Zone One by: Colson Whitehead
Whitehead was able to peek our
curiosities, prompting us to ask a dual question: what will become of New York,
and what will become of Mark Spitz? What I find fascinating is just how
Whitehead manages to seduce our curiosity and leave us on the edge. His methods
mostly cut to the orders of the horror genre, but he also deflects any natural
empathy we might feel for the novel’s two chief protagonists: Spitz and New
York City. To the complaint, “I just couldn’t connect with Spitz,” and I
imagine Whitehead’s response would be, “And?”

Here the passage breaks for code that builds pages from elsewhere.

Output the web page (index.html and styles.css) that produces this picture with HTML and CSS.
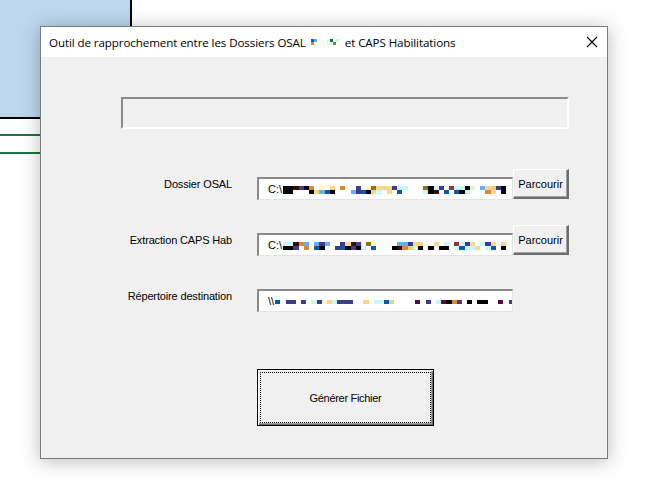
FILE: index.html
```html
<!DOCTYPE html>
<html lang="fr">
<head>
<meta charset="utf-8">
<title>Outil de rapprochement</title>
<link rel="stylesheet" href="styles.css">
</head>
<body>
<div class="sheet">
  <div class="cell-blue"></div>
  <div class="gline first"></div>
  <div class="gline"></div>
</div>

<div class="dialog">
  <div class="titlebar">
    <span class="title">Outil de rapprochement entre les Dossiers OSAL</span>
    <span class="ticon">
      <span class="tcol"><i class="d"></i><i class="o"></i></span>
      <span class="tcol"><i class="b"></i><i class="w"></i></span>
      <span class="tgap"></span>
      <span class="tcol"><i class="c"></i><i class="y"></i></span>
      <span class="tcol"><i class="g2"></i><i class="c"></i></span>
      <span class="tcol"><i class="w"></i><i class="o2"></i></span>
      <span class="tcol"><i class="c"></i><i class="w"></i></span>
    </span>
    <span class="title">et CAPS Habilitations</span>
    <svg class="close" width="12" height="12" viewBox="0 0 12 12"><path d="M1 1 L11 11 M11 1 L1 11" stroke="#000" stroke-width="1.1" fill="none"/></svg>
  </div>
  <div class="body">
    <div class="frame"></div>

    <div class="row">
      <div class="label">Dossier OSAL</div>
      <div class="field">
        <span class="path">C:\</span>
        <span class="mosaic">
          <span class="mrow">
            <i class="k"></i><i class="k"></i><i class="m"></i><i class="n"></i><i class="k"></i><i class="o"></i><i class="w"></i><i class="y"></i><i class="w"></i><i class="t"></i><i class="w"></i><i class="o"></i><i class="w"></i><i class="w"></i><i class="n"></i><i class="w"></i><i class="y"></i><i class="g"></i><i class="t"></i><i class="t"></i><i class="t"></i><i class="n"></i><i class="c"></i><i class="c"></i><i class="w"></i><i class="w"></i><i class="w"></i><i class="g"></i><i class="k"></i><i class="c"></i><i class="n"></i><i class="w"></i><i class="r"></i><i class="c"></i><i class="c"></i><i class="k"></i><i class="l"></i><i class="w"></i><i class="b"></i><i class="t"></i><i class="s"></i><i class="n"></i><i class="k"></i>
          </span>
          <span class="mrow">
            <i class="k"></i><i class="k"></i><i class="w"></i><i class="w"></i><i class="w"></i><i class="k"></i><i class="t"></i><i class="b"></i><i class="d"></i><i class="k"></i><i class="w"></i><i class="w"></i><i class="w"></i><i class="b"></i><i class="n"></i><i class="d"></i><i class="k"></i><i class="t"></i><i class="c"></i><i class="w"></i><i class="t"></i><i class="w"></i><i class="d"></i><i class="w"></i><i class="w"></i><i class="w"></i><i class="w"></i><i class="c"></i><i class="k"></i><i class="m"></i><i class="w"></i><i class="d"></i><i class="w"></i><i class="d"></i><i class="k"></i><i class="c"></i><i class="w"></i><i class="w"></i><i class="w"></i><i class="o"></i><i class="t"></i><i class="w"></i><i class="k"></i>
          </span>
        </span>
      </div>
      <button class="browse" type="button">Parcourir</button>
    </div>

    <div class="row">
      <div class="label">Extraction CAPS Hab</div>
      <div class="field">
        <span class="path">C:\</span>
        <span class="mosaic">
          <span class="mrow">
            <i class="c"></i><i class="c"></i><i class="m"></i><i class="o"></i><i class="b"></i><i class="w"></i><i class="b"></i><i class="n"></i><i class="b"></i><i class="w"></i><i class="w"></i><i class="n"></i><i class="t"></i><i class="m"></i><i class="n"></i><i class="w"></i><i class="g"></i><i class="y"></i><i class="w"></i><i class="w"></i><i class="w"></i><i class="w"></i><i class="b"></i><i class="b"></i><i class="n"></i><i class="t"></i><i class="t"></i><i class="w"></i><i class="w"></i><i class="t"></i><i class="w"></i><i class="c"></i><i class="w"></i><i class="r"></i><i class="c"></i><i class="n"></i><i class="t"></i><i class="w"></i><i class="c"></i><i class="n"></i><i class="t"></i><i class="w"></i><i class="t"></i>
          </span>
          <span class="mrow">
            <i class="k"></i><i class="k"></i><i class="n"></i><i class="w"></i><i class="o"></i><i class="w"></i><i class="d"></i><i class="k"></i><i class="w"></i><i class="w"></i><i class="n"></i><i class="d"></i><i class="k"></i><i class="n"></i><i class="k"></i><i class="c"></i><i class="w"></i><i class="d"></i><i class="w"></i><i class="w"></i><i class="w"></i><i class="k"></i><i class="m"></i><i class="o"></i><i class="s"></i><i class="c"></i><i class="k"></i><i class="w"></i><i class="k"></i><i class="w"></i><i class="k"></i><i class="k"></i><i class="w"></i><i class="c"></i><i class="d"></i><i class="c"></i><i class="c"></i><i class="t"></i><i class="w"></i><i class="c"></i><i class="d"></i><i class="w"></i><i class="k"></i>
          </span>
        </span>
      </div>
      <button class="browse" type="button">Parcourir</button>
    </div>

    <div class="row">
      <div class="label">Répertoire destination</div>
      <div class="field">
        <span class="path">\\</span>
        <span class="mosaic single">
          <span class="mrow">
            <i class="d"></i><i class="w"></i><i class="n"></i><i class="n"></i><i class="w"></i><i class="n"></i><i class="w"></i><i class="c"></i><i class="n"></i><i class="y"></i><i class="t"></i><i class="c"></i><i class="n"></i><i class="n"></i><i class="n"></i><i class="w"></i><i class="w"></i><i class="t"></i><i class="w"></i><i class="c"></i><i class="c"></i><i class="d"></i><i class="s"></i><i class="w"></i><i class="w"></i><i class="w"></i><i class="w"></i><i class="p"></i><i class="w"></i><i class="n"></i><i class="w"></i><i class="c"></i><i class="p"></i><i class="k"></i><i class="o"></i><i class="n"></i><i class="w"></i><i class="k"></i><i class="w"></i><i class="k"></i><i class="k"></i><i class="w"></i><i class="w"></i><i class="p"></i><i class="w"></i><i class="n"></i>
          </span>
        </span>
      </div>
    </div>

    <button class="generate" type="button"><span class="focus">Générer Fichier</span></button>
  </div>
</div>
</body>
</html>
```

FILE: styles.css
```css
* { box-sizing: border-box; }

html, body {
  margin: 0;
  padding: 0;
}

body {
  width: 663px;
  height: 502px;
  background: #ffffff;
  position: relative;
  overflow: hidden;
  font-family: "Liberation Sans", Arial, sans-serif;
  font-size: 11px;
  color: #000;
}

/* background spreadsheet */
.sheet {
  display: flex;
  flex-direction: column;
}

.cell-blue {
  width: 132px;
  height: 119px;
  background: #bdd7ee;
  border-right: 2px solid #000;
  border-bottom: 2px solid #000;
}

.gline {
  width: 300px;
  height: 2px;
  background: #217346;
  margin-top: 16px;
}

.gline.first {
  margin-top: 15px;
}

/* dialog window */
.dialog {
  position: absolute;
  left: 40px;
  top: 26px;
  width: 568px;
  height: 433px;
  border: 1px solid #7a7a7a;
  background: #f0f0f0;
  box-shadow: 0 2px 18px rgba(0, 0, 0, 0.28);
  display: flex;
  flex-direction: column;
}

.titlebar {
  height: 30px;
  background: #ffffff;
  display: flex;
  align-items: center;
  padding-left: 8px;
  font-family: "Open Sans", "Noto Sans", sans-serif;
  font-size: 11.6px;
  letter-spacing: -0.1px;
  color: #000;
  position: relative;
}

.ticon {
  display: inline-flex;
  align-items: center;
  margin: 0 6px 0 5px;
}

.tcol {
  display: flex;
  flex-direction: column;
}

.tcol i {
  display: block;
  width: 3px;
  height: 3px;
}

.tgap {
  width: 10px;
}

.close {
  position: absolute;
  right: 9px;
  top: 9px;
}

.body {
  flex: 1;
  display: flex;
  flex-direction: column;
  padding-top: 40px;
}

.frame {
  margin-left: 80px;
  width: 448px;
  height: 32px;
  border-top: 2px solid #8a8a8a;
  border-left: 2px solid #8a8a8a;
  border-bottom: 2px solid #ffffff;
  border-right: 2px solid #ffffff;
  background: #f0f0f0;
}

.row {
  display: flex;
  align-items: flex-start;
  height: 56px;
}

.frame + .row {
  margin-top: 40px;
}

.label {
  width: 191px;
  text-align: right;
  padding-top: 9px;
  line-height: 13px;
  white-space: nowrap;
  letter-spacing: -0.15px;
}

.field {
  margin-left: 25px;
  margin-top: 8px;
  width: 256px;
  height: 23px;
  background: #ffffff;
  border-top: 2px solid #8a8a8a;
  border-left: 2px solid #8a8a8a;
  border-bottom: 1px solid #e3e3e3;
  border-right: 1px solid #e3e3e3;
  display: flex;
  align-items: center;
  padding-left: 9px;
  overflow: hidden;
  white-space: nowrap;
}

.path {
  font-size: 11px;
  line-height: 13px;
}

.mosaic {
  display: flex;
  flex-direction: column;
  margin-left: 1px;
  margin-top: 2px;
}

.mosaic.single {
  margin-top: 1px;
}

.mrow {
  display: flex;
}

.mrow i {
  display: block;
  width: 5.2px;
  height: 4px;
  flex-shrink: 0;
}

.k { background: #000000; }
.m { background: #3a0808; }
.n { background: #3d3d90; }
.o { background: #d98a2e; }
.o2 { background: #c46a10; }
.y { background: #fff8c0; }
.t { background: #fcd68a; }
.c { background: #c8f8fa; }
.b { background: #6aaef0; }
.d { background: #0a5aa8; }
.g { background: #8a7410; }
.g2 { background: #1a6a6a; }
.r { background: #8a3a3a; }
.p { background: #5a0a3a; }
.l { background: #d8f8d8; }
.s { background: #d8d48a; }
.w { background: transparent; }

.browse {
  width: 56px;
  height: 30px;
  margin: 0;
  padding: 0;
  background: #f0f0f0;
  font-family: "Liberation Sans", Arial, sans-serif;
  font-size: 11px;
  color: #000;
  border-top: 1px solid #ffffff;
  border-left: 1px solid #ffffff;
  border-right: 2px solid #6e6e6e;
  border-bottom: 2px solid #6e6e6e;
  box-shadow: inset -1px -1px 0 #a0a0a0;
}

.generate {
  margin: 32px 0 0 216px;
  width: 177px;
  height: 57px;
  padding: 2px;
  background: #f0f0f0;
  border: 1px solid #000;
  box-shadow: inset 1px 1px 0 #ffffff, inset -1px -1px 0 #6e6e6e, inset -2px -2px 0 #a0a0a0;
  font-family: "Liberation Sans", Arial, sans-serif;
  font-size: 11px;
  letter-spacing: -0.3px;
  color: #000;
  display: flex;
}

.focus {
  flex: 1;
  border: 1px dotted #000;
  display: flex;
  align-items: center;
  justify-content: center;
}
```
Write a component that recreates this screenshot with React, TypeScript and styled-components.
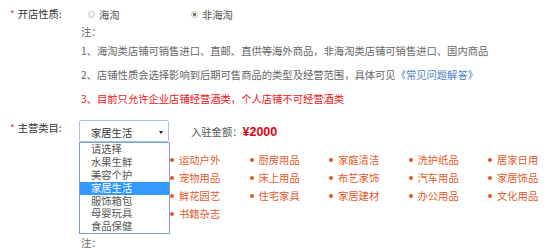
import React from "react";
import styled, { createGlobalStyle } from "styled-components";

const GlobalStyle = createGlobalStyle`
  html, body {
    margin: 0;
    padding: 0;
    background: #fff;
  }
  body {
    font-family: "Noto Sans CJK SC", "Noto Sans", sans-serif;
    font-size: 10.3px;
    color: #333;
  }
`;

const Page = styled.div`
  padding: 4px 0 0 10px;
`;

// FORM ROW
const FormRow = styled.div<{ $top?: number }>`
  display: flex;
  align-items: flex-start;
  margin-top: ${(p) => p.$top || 0}px;
`;

const Label = styled.div<{ $lh: number }>`
  width: 70px;
  flex-shrink: 0;
  display: flex;
  line-height: ${(p) => p.$lh}px;
  color: #333;
`;

const Star = styled.span`
  color: #e4393c;
  margin-right: 3px;
  font-size: 10px;
`;

const Content = styled.div`
  flex: 1;
`;

// RADIOS
const Radios = styled.div`
  display: flex;
  align-items: center;
  height: 20px;
  padding-left: 8px;
`;

const RadioOption = styled.label`
  width: 103px;
  display: flex;
  align-items: center;
  gap: 4px;
  color: #555;
`;

const RadioDot = styled.span<{ $checked?: boolean }>`
  width: 7px;
  height: 7px;
  box-sizing: border-box;
  border-radius: 50%;
  border: 1px solid #bbb;
  background: ${(p) =>
    p.$checked ? "radial-gradient(circle, #777 0 1.4px, #fff 1.9px)" : "#fff"};
`;

// NOTES
const NoteTitle = styled.div<{ $top?: number }>`
  padding-left: 1px;
  height: 15px;
  line-height: 15px;
  color: #666;
  margin-top: ${(p) => p.$top || 0}px;
`;

const NoteLine = styled.div<{ $warn?: boolean }>`
  padding-left: 1px;
  line-height: 24px;
  color: ${(p) => (p.$warn ? "#f01414" : "#666")};
`;

const Link = styled.a`
  color: #4f7fc4;
  text-decoration: none;
`;

// SELECT
const SelectRow = styled.div`
  display: flex;
  align-items: center;
`;

const SelectBox = styled.div`
  position: relative;
  margin-left: -1px;
  width: 90px;
  height: 22px;
  box-sizing: border-box;
  border: 1px solid #a9c5e8;
  border-radius: 2px;
  padding: 2px 0 0 11px;
  display: flex;
  align-items: center;
  color: #333;
`;

const SelectArrow = styled.span`
  margin-left: auto;
  margin-right: 5px;
  width: 0;
  height: 0;
  border-left: 2.5px solid transparent;
  border-right: 2.5px solid transparent;
  border-top: 3px solid #222;
`;

const Dropdown = styled.div`
  position: absolute;
  top: 21px;
  left: -1px;
  width: 91px;
  box-sizing: border-box;
  border: 1px solid #7f9fd0;
  background: #fff;
  z-index: 10;
`;

const DropItem = styled.div<{ $active?: boolean }>`
  height: 12.9px;
  line-height: 12.9px;
  padding-left: 11px;
  color: ${(p) => (p.$active ? "#fff" : "#555")};
  background: ${(p) => (p.$active ? "#3399ff" : "transparent")};
`;

const Amount = styled.div`
  margin-left: 22px;
  color: #555;
  display: flex;
  align-items: baseline;
`;

const AmountValue = styled.span`
  color: #e60012;
  font-weight: bold;
  font-size: 12.5px;
  font-family: "Liberation Sans", Arial, sans-serif;
`;

// CATEGORIES
const CategoryGrid = styled.div`
  margin-top: 9px;
  padding-left: 90px;
  display: grid;
  grid-template-columns: repeat(5, 79.5px);
  line-height: 18px;
`;

const CategoryItem = styled.div`
  display: flex;
  align-items: center;
  gap: 5px;
  color: #e5592e;
`;

const Bullet = styled.span`
  width: 4px;
  height: 4px;
  border-radius: 50%;
  background: #e5592e;
`;

const options = ["请选择", "水果生鲜", "美容个护", "家居生活", "服饰箱包", "母婴玩具", "食品保健"];

const categories = [
  "运动户外", "厨房用品", "家庭清洁", "洗护纸品", "居家日用",
  "宠物用品", "床上用品", "布艺家饰", "汽车用品", "家居饰品",
  "鲜花园艺", "住宅家具", "家居建材", "办公用品", "文化用品",
  "书籍杂志",
];

const App: React.FC = () => {
  const selected = "家居生活";
  return (
    <Page>
      <GlobalStyle />
      {/* SHOP TYPE */}
      <FormRow>
        <Label $lh={20}>
          <Star>*</Star>开店性质:
        </Label>
        <Content>
          <Radios>
            <RadioOption>
              <RadioDot />
              海淘
            </RadioOption>
            <RadioOption>
              <RadioDot $checked />
              非海淘
            </RadioOption>
          </Radios>
          <NoteTitle>注：</NoteTitle>
          <NoteLine>1、海淘类店铺可销售进口、直邮、直供等海外商品，非海淘类店铺可销售进口、国内商品</NoteLine>
          <NoteLine>
            2、店铺性质会选择影响到后期可售商品的类型及经营范围，具体可见<Link>《常见问题解答》</Link>
          </NoteLine>
          <NoteLine $warn>3、目前只允许企业店铺经营酒类，个人店铺不可经营酒类</NoteLine>
        </Content>
      </FormRow>

      {/* MAIN CATEGORY */}
      <FormRow $top={9}>
        <Label $lh={16}>
          <Star>*</Star>主营类目:
        </Label>
        <Content>
          <SelectRow>
            <SelectBox>
              {selected}
              <SelectArrow />
              <Dropdown>
                {options.map((o) => (
                  <DropItem key={o} $active={o === selected}>
                    {o}
                  </DropItem>
                ))}
              </Dropdown>
            </SelectBox>
            <Amount>
              入驻金额：<AmountValue>¥2000</AmountValue>
            </Amount>
          </SelectRow>
          <CategoryGrid>
            {categories.map((c) => (
              <CategoryItem key={c}>
                <Bullet />
                {c}
              </CategoryItem>
            ))}
          </CategoryGrid>
          <NoteTitle $top={12}>注：</NoteTitle>
        </Content>
      </FormRow>
    </Page>
  );
};

export default App;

This strategy forces us to come to
a disturbing realization: we want to know what will happen next, not because we
are vested in a particular personality or cityscape, but because we are
mesmerized by the horror itself. Even this shaky investment in the plot is made
the object of authorial mockery at the very close of the novel. We aren’t told
whether Spitz will make it or not because we already know survival is beside
the point. It is, to intensify the cliché, “only a matter of time.”
The inevitable question arises: to
what end? (No pun intended!) Why take a concept we normally assume to be playful
and fantastical—the zombie—and make of it a vehicle for, “more serious
pursuits?” I think we can find a clue in Kermode’s epilogue, and specifically
in his discussion of the disappointment he felt because readers of Sense of an
Ending did not pay much attention to his reconsideration of existence.
Defensively, Kermode calls attention to the concept’s usefulness through
history, and up to the present moment. He reminds us that, “…corporations…have
a kind of immortality since they survive their mortal members.” It would be
simplistic to suggest that Whitehead shackles the zombie trope to any such
obvious and direct equivalence. Yes, zombies survive their mortal members (in
multiple senses of the word) in the sense that corporations do, invested as the
latter are with legally defined immortality.